**PROBLEM DETAILS**
Produce a word-for-word copy of the listing below without its pictures.
────────
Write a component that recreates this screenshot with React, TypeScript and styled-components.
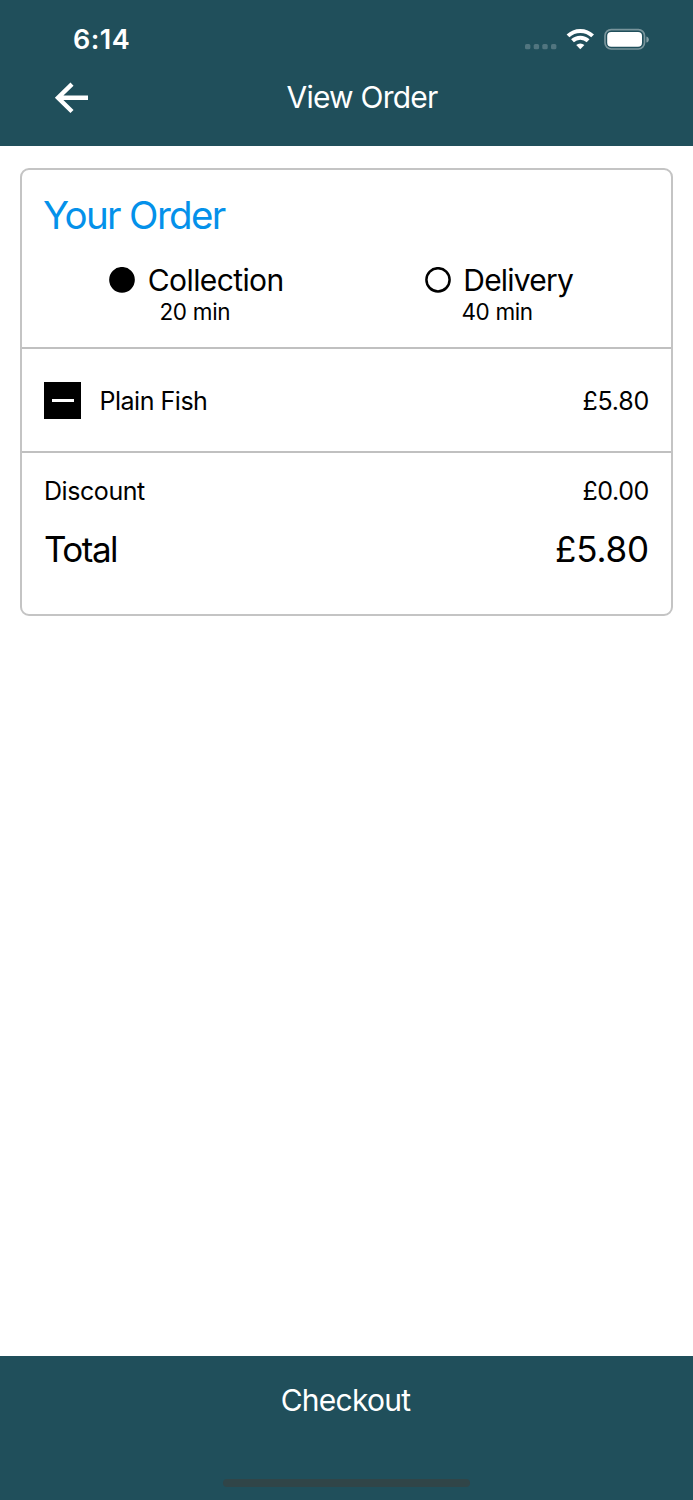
import React from "react";
import styled, { createGlobalStyle } from "styled-components";

const GlobalStyle = createGlobalStyle`
  * { box-sizing: border-box; }
  body { margin: 0; background: #fff; font-family: Inter, "Liberation Sans", sans-serif; }
`;

const Screen = styled.div`
  display: flex;
  flex-direction: column;
  height: 1500px;
  background: #fff;
  color: #000;
`;

const Label = styled.span<{ $size: number; $track?: number; $weight?: number }>`
  font-size: ${(p) => p.$size}px;
  letter-spacing: ${(p) => p.$track ?? 0}px;
  font-weight: ${(p) => p.$weight ?? 400};
  line-height: 1.2;
  white-space: nowrap;
`;

const Header = styled.header`
  height: 146px;
  background: #204f5b;
  color: #fff;
`;

const StatusBar = styled.div`
  display: flex;
  align-items: center;
  justify-content: space-between;
  height: 79px;
  padding: 0 43px 0 73px;
`;

const Clock = styled.div`
  display: flex;
  padding-top: 2px;
`;

const StatusIcons = styled.svg`
  display: block;
  width: 126px;
  height: 24px;
`;

const NavBar = styled.div`
  display: grid;
  grid-template-columns: 100px 1fr 100px;
  align-items: center;
  height: 37px;
`;

const BackButton = styled.button`
  display: flex;
  padding: 0 0 0 54px;
  border: 0;
  background: none;
  color: #fff;
`;

const NavTitle = styled.h1`
  display: flex;
  justify-content: center;
  margin: 0;
  padding: 0 0 2px 31px;
`;

const Content = styled.main`
  flex: 1;
  padding: 22px 20px 0;
`;

const Card = styled.section`
  height: 448px;
  border: 2px solid #c4c4c4;
  border-radius: 9px;
`;

const OrderHeading = styled.div`
  display: flex;
  flex-direction: column;
  height: 179px;
  border-bottom: 2px solid #c0c0c0;
`;

const HeadingTitle = styled.h2`
  display: flex;
  align-items: center;
  height: 48px;
  margin: 21px 0 0 21px;
  color: #0491ea;
`;

const Options = styled.div`
  display: grid;
  grid-template-columns: 315.5px 1fr;
  margin-top: 22px;
  padding-left: 87.4px;
`;

const Option = styled.div`
  display: flex;
  flex-direction: column;
`;

const OptionRow = styled.div`
  display: flex;
  align-items: center;
  height: 37px;
  gap: 12.4px;
`;

const OptionName = styled.div`
  display: flex;
  padding-top: 1px;
`;

const Radio = styled.svg`
  display: block;
  width: 26px;
  height: 26px;
`;

const OptionTime = styled.div<{ $indent: number }>`
  display: flex;
  align-items: center;
  height: 27px;
  padding-left: ${(p) => p.$indent}px;
`;

const ItemRow = styled.div`
  display: flex;
  align-items: center;
  height: 104px;
  padding: 0 22px;
  border-bottom: 2px solid #c0c0c0;
`;

const RemoveButton = styled.button`
  display: flex;
  align-items: center;
  justify-content: center;
  width: 37px;
  height: 37px;
  margin-right: 18px;
  padding: 0;
  border: 0;
  background: #000;
`;

const Minus = styled.span`
  width: 22px;
  height: 3px;
  background: #fff;
`;

const ItemText = styled.div`
  display: flex;
  flex: 1;
  padding-top: 2px;
  padding-left: 0.5px;
`;

const Price = styled.div`
  display: flex;
  margin-left: auto;
`;

const Totals = styled.div`
  padding: 18px 22px 0;
`;

const TotalRow = styled.div<{ $height: number }>`
  display: flex;
  align-items: center;
  height: ${(p) => p.$height}px;
`;

const Footer = styled.footer`
  display: flex;
  flex-direction: column;
  align-items: center;
  height: 144px;
  background: #204f5b;
`;

const CheckoutButton = styled.button`
  display: flex;
  align-items: center;
  justify-content: center;
  width: 100%;
  height: 88px;
  padding: 0 2px 0 0;
  border: 0;
  background: none;
  color: #fff;
  font-family: inherit;
`;

const HomeIndicator = styled.div`
  width: 247px;
  height: 8px;
  margin-top: 35px;
  border-radius: 4px;
  background: #304548;
`;

function RadioMark({ checked = false }: { checked?: boolean }) {
  return (
    <Radio viewBox="0 0 26 26">
      <circle cx="13" cy="12.8" r="11.6" fill={checked ? "#000" : "#fff"} stroke="#000" strokeWidth="2.5" />
    </Radio>
  );
}

export default function App() {
  return (
    <Screen>
      <GlobalStyle />
      <Header>
        <StatusBar>
          <Clock><Label $size={27} $weight={600} $track={0.45}>6:14</Label></Clock>
          <StatusIcons viewBox="0 0 126 24">
            <g fill="#fff" fillOpacity="0.22">
              <rect x="1" y="15.9" width="5.4" height="5.4" rx="1.6" />
              <rect x="9.7" y="15.9" width="5.4" height="5.4" rx="1.6" />
              <rect x="18.3" y="15.9" width="5.4" height="5.4" rx="1.6" />
              <rect x="27" y="15.9" width="5.4" height="5.4" rx="1.6" />
            </g>
            <g fill="none" stroke="#fff" strokeWidth="4">
              <path d="M44 7.9a17.6 17.6 0 0 1 24.6 0" />
              <path d="M48.5 12.8a11.2 11.2 0 0 1 15.6 0" />
            </g>
            <path d="M52.2 17a6 6 0 0 1 8.2 0l-4.1 4.3z" fill="#fff" />
            <rect x="81" y="1.6" width="39.5" height="19.4" rx="6.2" fill="none" stroke="#fff" strokeOpacity="0.4" strokeWidth="1.7" />
            <rect x="83.2" y="3.9" width="34.8" height="14.9" rx="4" fill="#fff" />
            <path d="M122.4 8.4c3.3 1.2 3.3 5 0 6.2z" fill="#fff" fillOpacity="0.45" />
          </StatusIcons>
        </StatusBar>
        <NavBar>
          <BackButton aria-label="Back">
            <svg width="36" height="34" viewBox="0 0 36 34" fill="none" stroke="#fff" strokeWidth="4.4">
              <path d="M34 16.7H4M18 3.1L4 16.7l14 13.8" />
            </svg>
          </BackButton>
          <NavTitle><Label $size={30} $track={-0.78}>View Order</Label></NavTitle>
        </NavBar>
      </Header>
      <Content>
        <Card>
          <OrderHeading>
            <HeadingTitle><Label $size={38.5} $track={-1.65}>Your Order</Label></HeadingTitle>
            <Options>
              <Option>
                <OptionRow><RadioMark checked /><OptionName><Label $size={30} $track={-0.6}>Collection</Label></OptionName></OptionRow>
                <OptionTime $indent={50}><Label $size={22.5} $track={-0.3}>20 min</Label></OptionTime>
              </Option>
              <Option>
                <OptionRow><RadioMark /><OptionName><Label $size={30} $track={-0.8}>Delivery</Label></OptionName></OptionRow>
                <OptionTime $indent={36.5}><Label $size={22.5} $track={-0.35}>40 min</Label></OptionTime>
              </Option>
            </Options>
          </OrderHeading>
          <ItemRow>
            <RemoveButton aria-label="Remove item"><Minus /></RemoveButton>
            <ItemText>
              <Label $size={25} $track={-0.48}>Plain Fish</Label>
              <Price><Label $size={25} $track={-0.25}>£5.80</Label></Price>
            </ItemText>
          </ItemRow>
          <Totals>
            <TotalRow $height={40}>
              <Label $size={25} $track={-0.43}>Discount</Label>
              <Price><Label $size={25} $track={-0.4}>£0.00</Label></Price>
            </TotalRow>
            <TotalRow $height={76}>
              <Label $size={35} $track={-1.5}>Total</Label>
              <Price><Label $size={35} $track={-0.15}>£5.80</Label></Price>
            </TotalRow>
          </Totals>
        </Card>
      </Content>
      <Footer>
        <CheckoutButton><Label $size={30} $track={-0.75}>Checkout</Label></CheckoutButton>
        <HomeIndicator />
      </Footer>
    </Screen>
  );
}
────────
**RESPONSE**
Write a component that recreates this screenshot with React, TypeScript and styled-components.
import React from "react";
import styled, { createGlobalStyle } from "styled-components";

const GlobalStyle = createGlobalStyle`
  * { box-sizing: border-box; }
  body { margin: 0; background: #fff; font-family: Inter, "Liberation Sans", sans-serif; }
`;

const Screen = styled.div`
  display: flex;
  flex-direction: column;
  height: 1500px;
  background: #fff;
  color: #000;
`;

const Label = styled.span<{ $size: number; $track?: number; $weight?: number }>`
  font-size: ${(p) => p.$size}px;
  letter-spacing: ${(p) => p.$track ?? 0}px;
  font-weight: ${(p) => p.$weight ?? 400};
  line-height: 1.2;
  white-space: nowrap;
`;

const Header = styled.header`
  height: 146px;
  background: #204f5b;
  color: #fff;
`;

const StatusBar = styled.div`
  display: flex;
  align-items: center;
  justify-content: space-between;
  height: 79px;
  padding: 0 43px 0 73px;
`;

const Clock = styled.div`
  display: flex;
  padding-top: 2px;
`;

const StatusIcons = styled.svg`
  display: block;
  width: 126px;
  height: 24px;
`;

const NavBar = styled.div`
  display: grid;
  grid-template-columns: 100px 1fr 100px;
  align-items: center;
  height: 37px;
`;

const BackButton = styled.button`
  display: flex;
  padding: 0 0 0 54px;
  border: 0;
  background: none;
  color: #fff;
`;

const NavTitle = styled.h1`
  display: flex;
  justify-content: center;
  margin: 0;
  padding: 0 0 2px 31px;
`;

const Content = styled.main`
  flex: 1;
  padding: 22px 20px 0;
`;

const Card = styled.section`
  height: 448px;
  border: 2px solid #c4c4c4;
  border-radius: 9px;
`;

const OrderHeading = styled.div`
  display: flex;
  flex-direction: column;
  height: 179px;
  border-bottom: 2px solid #c0c0c0;
`;

const HeadingTitle = styled.h2`
  display: flex;
  align-items: center;
  height: 48px;
  margin: 21px 0 0 21px;
  color: #0491ea;
`;

const Options = styled.div`
  display: grid;
  grid-template-columns: 315.5px 1fr;
  margin-top: 22px;
  padding-left: 87.4px;
`;

const Option = styled.div`
  display: flex;
  flex-direction: column;
`;

const OptionRow = styled.div`
  display: flex;
  align-items: center;
  height: 37px;
  gap: 12.4px;
`;

const OptionName = styled.div`
  display: flex;
  padding-top: 1px;
`;

const Radio = styled.svg`
  display: block;
  width: 26px;
  height: 26px;
`;

const OptionTime = styled.div<{ $indent: number }>`
  display: flex;
  align-items: center;
  height: 27px;
  padding-left: ${(p) => p.$indent}px;
`;

const ItemRow = styled.div`
  display: flex;
  align-items: center;
  height: 104px;
  padding: 0 22px;
  border-bottom: 2px solid #c0c0c0;
`;

const RemoveButton = styled.button`
  display: flex;
  align-items: center;
  justify-content: center;
  width: 37px;
  height: 37px;
  margin-right: 18px;
  padding: 0;
  border: 0;
  background: #000;
`;

const Minus = styled.span`
  width: 22px;
  height: 3px;
  background: #fff;
`;

const ItemText = styled.div`
  display: flex;
  flex: 1;
  padding-top: 2px;
  padding-left: 0.5px;
`;

const Price = styled.div`
  display: flex;
  margin-left: auto;
`;

const Totals = styled.div`
  padding: 18px 22px 0;
`;

const TotalRow = styled.div<{ $height: number }>`
  display: flex;
  align-items: center;
  height: ${(p) => p.$height}px;
`;

const Footer = styled.footer`
  display: flex;
  flex-direction: column;
  align-items: center;
  height: 144px;
  background: #204f5b;
`;

const CheckoutButton = styled.button`
  display: flex;
  align-items: center;
  justify-content: center;
  width: 100%;
  height: 88px;
  padding: 0 2px 0 0;
  border: 0;
  background: none;
  color: #fff;
  font-family: inherit;
`;

const HomeIndicator = styled.div`
  width: 247px;
  height: 8px;
  margin-top: 35px;
  border-radius: 4px;
  background: #304548;
`;

function RadioMark({ checked = false }: { checked?: boolean }) {
  return (
    <Radio viewBox="0 0 26 26">
      <circle cx="13" cy="12.8" r="11.6" fill={checked ? "#000" : "#fff"} stroke="#000" strokeWidth="2.5" />
    </Radio>
  );
}

export default function App() {
  return (
    <Screen>
      <GlobalStyle />
      <Header>
        <StatusBar>
          <Clock><Label $size={27} $weight={600} $track={0.45}>6:14</Label></Clock>
          <StatusIcons viewBox="0 0 126 24">
            <g fill="#fff" fillOpacity="0.22">
              <rect x="1" y="15.9" width="5.4" height="5.4" rx="1.6" />
              <rect x="9.7" y="15.9" width="5.4" height="5.4" rx="1.6" />
              <rect x="18.3" y="15.9" width="5.4" height="5.4" rx="1.6" />
              <rect x="27" y="15.9" width="5.4" height="5.4" rx="1.6" />
            </g>
            <g fill="none" stroke="#fff" strokeWidth="4">
              <path d="M44 7.9a17.6 17.6 0 0 1 24.6 0" />
              <path d="M48.5 12.8a11.2 11.2 0 0 1 15.6 0" />
            </g>
            <path d="M52.2 17a6 6 0 0 1 8.2 0l-4.1 4.3z" fill="#fff" />
            <rect x="81" y="1.6" width="39.5" height="19.4" rx="6.2" fill="none" stroke="#fff" strokeOpacity="0.4" strokeWidth="1.7" />
            <rect x="83.2" y="3.9" width="34.8" height="14.9" rx="4" fill="#fff" />
            <path d="M122.4 8.4c3.3 1.2 3.3 5 0 6.2z" fill="#fff" fillOpacity="0.45" />
          </StatusIcons>
        </StatusBar>
        <NavBar>
          <BackButton aria-label="Back">
            <svg width="36" height="34" viewBox="0 0 36 34" fill="none" stroke="#fff" strokeWidth="4.4">
              <path d="M34 16.7H4M18 3.1L4 16.7l14 13.8" />
            </svg>
          </BackButton>
          <NavTitle><Label $size={30} $track={-0.78}>View Order</Label></NavTitle>
        </NavBar>
      </Header>
      <Content>
        <Card>
          <OrderHeading>
            <HeadingTitle><Label $size={38.5} $track={-1.65}>Your Order</Label></HeadingTitle>
            <Options>
              <Option>
                <OptionRow><RadioMark checked /><OptionName><Label $size={30} $track={-0.6}>Collection</Label></OptionName></OptionRow>
                <OptionTime $indent={50}><Label $size={22.5} $track={-0.3}>20 min</Label></OptionTime>
              </Option>
              <Option>
                <OptionRow><RadioMark /><OptionName><Label $size={30} $track={-0.8}>Delivery</Label></OptionName></OptionRow>
                <OptionTime $indent={36.5}><Label $size={22.5} $track={-0.35}>40 min</Label></OptionTime>
              </Option>
            </Options>
          </OrderHeading>
          <ItemRow>
            <RemoveButton aria-label="Remove item"><Minus /></RemoveButton>
            <ItemText>
              <Label $size={25} $track={-0.48}>Plain Fish</Label>
              <Price><Label $size={25} $track={-0.25}>£5.80</Label></Price>
            </ItemText>
          </ItemRow>
          <Totals>
            <TotalRow $height={40}>
              <Label $size={25} $track={-0.43}>Discount</Label>
              <Price><Label $size={25} $track={-0.4}>£0.00</Label></Price>
            </TotalRow>
            <TotalRow $height={76}>
              <Label $size={35} $track={-1.5}>Total</Label>
              <Price><Label $size={35} $track={-0.15}>£5.80</Label></Price>
            </TotalRow>
          </Totals>
        </Card>
      </Content>
      <Footer>
        <CheckoutButton><Label $size={30} $track={-0.75}>Checkout</Label></CheckoutButton>
        <HomeIndicator />
      </Footer>
    </Screen>
  );
}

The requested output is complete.